Теперь никто не мог бы упрекнуть его в отсутствии страданий. Хотя дело, конечно, не столько во внешнем благополучии или неблагополучии — внутренняя драма поэта, не раскладываемая по полочкам, просвечивает сквозь все, написанное им.
Россия счастье. Россия свет.
А, может быть, России вовсе нет.
И над Невой закат не догорал, И Пушкин на снегу не умирал.
И нет ни Петербурга, ни Кремля.
Одни снега, снега, поля , поля...
Снега, снега, снега...
А ночь долга, И не растают никогда снега.
Снега, снега, снега...
А ночь темна И никогда не кончится она.
Россия истина.
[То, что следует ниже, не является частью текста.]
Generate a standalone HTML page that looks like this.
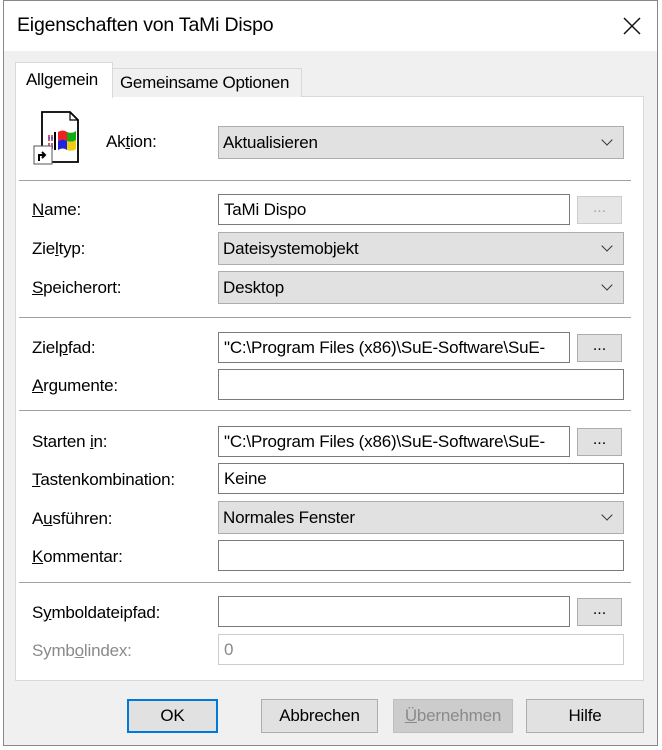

Россия прах.
А, может быть, Россия — только страх.
Его называли первым поэтом эмиграции.
Знакомый американский профессор сообщил ему, что Америка собирается представить его на Нобелевскую премию — если будет благоприятная политическая конъюнктура. Конъюнктура оказалась неблагоприятной — на премию был выдвинут и получил ее француз Мартэн Дю Гар.
«Я хочу самых простых, самых обыкновенных вещей, — сказал Георгий Иванов на закате жизни. — Я хочу заплакать, я хочу утешиться…
Я опять возвращаюсь к мысли, что я человек, расположенный быть счастливым. Я хотел самой обыкновенной вещи — любви».
Он умер на больничной койке, чего всегда боялся.
Остался ошеломляющий «Посмертный дневник» — цикл стихов, посвященных женщине и родине, прекрасных, классичных, в которых закрытый поэт открывается, как открываются в последней исповеди.